_Supplied data:_

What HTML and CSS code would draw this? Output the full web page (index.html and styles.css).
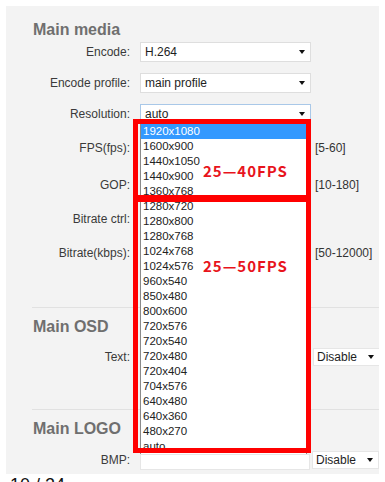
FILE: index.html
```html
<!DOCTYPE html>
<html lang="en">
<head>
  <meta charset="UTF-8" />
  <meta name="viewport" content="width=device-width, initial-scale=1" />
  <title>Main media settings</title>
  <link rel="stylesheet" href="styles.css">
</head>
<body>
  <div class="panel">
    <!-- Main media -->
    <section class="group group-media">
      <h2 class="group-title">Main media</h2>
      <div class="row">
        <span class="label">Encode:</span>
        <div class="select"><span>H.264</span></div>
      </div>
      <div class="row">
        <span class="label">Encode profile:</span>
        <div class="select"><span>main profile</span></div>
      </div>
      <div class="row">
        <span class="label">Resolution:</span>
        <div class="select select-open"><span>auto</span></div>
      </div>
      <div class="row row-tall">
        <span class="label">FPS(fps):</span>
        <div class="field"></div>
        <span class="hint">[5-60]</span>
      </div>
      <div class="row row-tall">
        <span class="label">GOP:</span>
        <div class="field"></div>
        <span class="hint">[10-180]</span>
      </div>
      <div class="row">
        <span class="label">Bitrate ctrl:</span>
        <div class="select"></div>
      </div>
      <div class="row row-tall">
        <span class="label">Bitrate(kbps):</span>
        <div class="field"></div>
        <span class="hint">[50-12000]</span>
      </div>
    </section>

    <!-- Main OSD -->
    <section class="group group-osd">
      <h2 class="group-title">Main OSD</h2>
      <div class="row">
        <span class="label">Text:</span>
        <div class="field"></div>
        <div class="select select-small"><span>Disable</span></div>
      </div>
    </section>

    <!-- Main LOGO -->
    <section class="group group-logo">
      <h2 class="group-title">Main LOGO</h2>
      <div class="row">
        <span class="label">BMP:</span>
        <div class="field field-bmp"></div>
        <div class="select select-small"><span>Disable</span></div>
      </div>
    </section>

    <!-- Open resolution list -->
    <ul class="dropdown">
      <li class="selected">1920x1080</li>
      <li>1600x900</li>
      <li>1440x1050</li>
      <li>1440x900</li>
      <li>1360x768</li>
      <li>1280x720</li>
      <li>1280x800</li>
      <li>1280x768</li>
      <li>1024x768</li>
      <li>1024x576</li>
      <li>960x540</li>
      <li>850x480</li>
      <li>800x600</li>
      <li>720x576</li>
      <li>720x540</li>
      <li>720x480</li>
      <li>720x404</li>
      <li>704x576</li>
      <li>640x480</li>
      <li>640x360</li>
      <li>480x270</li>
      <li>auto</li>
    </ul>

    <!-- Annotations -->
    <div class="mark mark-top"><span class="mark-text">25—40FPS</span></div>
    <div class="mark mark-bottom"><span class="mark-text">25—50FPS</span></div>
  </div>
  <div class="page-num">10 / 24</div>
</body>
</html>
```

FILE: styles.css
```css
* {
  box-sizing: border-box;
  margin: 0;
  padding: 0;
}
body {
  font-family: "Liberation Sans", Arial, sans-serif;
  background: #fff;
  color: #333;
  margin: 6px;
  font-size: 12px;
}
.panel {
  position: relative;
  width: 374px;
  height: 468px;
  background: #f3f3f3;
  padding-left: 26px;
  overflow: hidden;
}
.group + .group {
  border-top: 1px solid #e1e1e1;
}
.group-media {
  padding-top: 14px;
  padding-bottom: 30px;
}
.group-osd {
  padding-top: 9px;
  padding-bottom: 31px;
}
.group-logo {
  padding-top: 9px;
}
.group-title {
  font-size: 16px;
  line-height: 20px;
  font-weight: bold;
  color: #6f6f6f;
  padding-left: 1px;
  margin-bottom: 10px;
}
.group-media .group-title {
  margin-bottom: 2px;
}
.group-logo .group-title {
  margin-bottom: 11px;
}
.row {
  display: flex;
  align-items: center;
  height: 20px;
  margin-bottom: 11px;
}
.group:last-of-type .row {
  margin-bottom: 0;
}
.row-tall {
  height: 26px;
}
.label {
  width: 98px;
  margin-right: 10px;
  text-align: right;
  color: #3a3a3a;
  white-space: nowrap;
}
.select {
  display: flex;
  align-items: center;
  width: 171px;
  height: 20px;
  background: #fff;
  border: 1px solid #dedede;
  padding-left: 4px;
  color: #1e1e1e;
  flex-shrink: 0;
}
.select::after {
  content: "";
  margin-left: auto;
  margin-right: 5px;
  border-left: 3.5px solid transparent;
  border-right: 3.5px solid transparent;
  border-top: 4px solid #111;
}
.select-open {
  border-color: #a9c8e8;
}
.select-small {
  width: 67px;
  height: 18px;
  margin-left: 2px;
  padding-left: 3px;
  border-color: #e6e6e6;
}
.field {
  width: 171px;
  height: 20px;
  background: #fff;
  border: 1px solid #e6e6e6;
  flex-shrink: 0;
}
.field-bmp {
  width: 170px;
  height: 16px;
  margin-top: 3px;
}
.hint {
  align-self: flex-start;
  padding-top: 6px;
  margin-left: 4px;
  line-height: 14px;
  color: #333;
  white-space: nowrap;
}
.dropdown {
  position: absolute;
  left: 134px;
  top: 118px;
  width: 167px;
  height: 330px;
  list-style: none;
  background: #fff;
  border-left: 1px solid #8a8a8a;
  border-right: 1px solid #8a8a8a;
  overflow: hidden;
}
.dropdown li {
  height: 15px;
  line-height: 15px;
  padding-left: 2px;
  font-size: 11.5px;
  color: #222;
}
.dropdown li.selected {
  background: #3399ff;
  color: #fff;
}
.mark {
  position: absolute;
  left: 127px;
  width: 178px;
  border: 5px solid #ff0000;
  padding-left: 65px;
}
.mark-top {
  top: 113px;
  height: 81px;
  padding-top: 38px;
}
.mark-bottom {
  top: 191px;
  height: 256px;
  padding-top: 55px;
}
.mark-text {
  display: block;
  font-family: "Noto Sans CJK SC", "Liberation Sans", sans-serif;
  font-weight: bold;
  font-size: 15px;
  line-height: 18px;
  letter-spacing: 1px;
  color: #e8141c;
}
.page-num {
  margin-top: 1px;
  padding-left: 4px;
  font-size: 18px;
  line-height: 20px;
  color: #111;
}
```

_Task to complete:_ Copy out each line that contains the word "page".

_Output below:_
What HTML and CSS code would draw this? Output the full web page (index.html and styles.css).
  <div class="page-num">10 / 24</div>
.page-num {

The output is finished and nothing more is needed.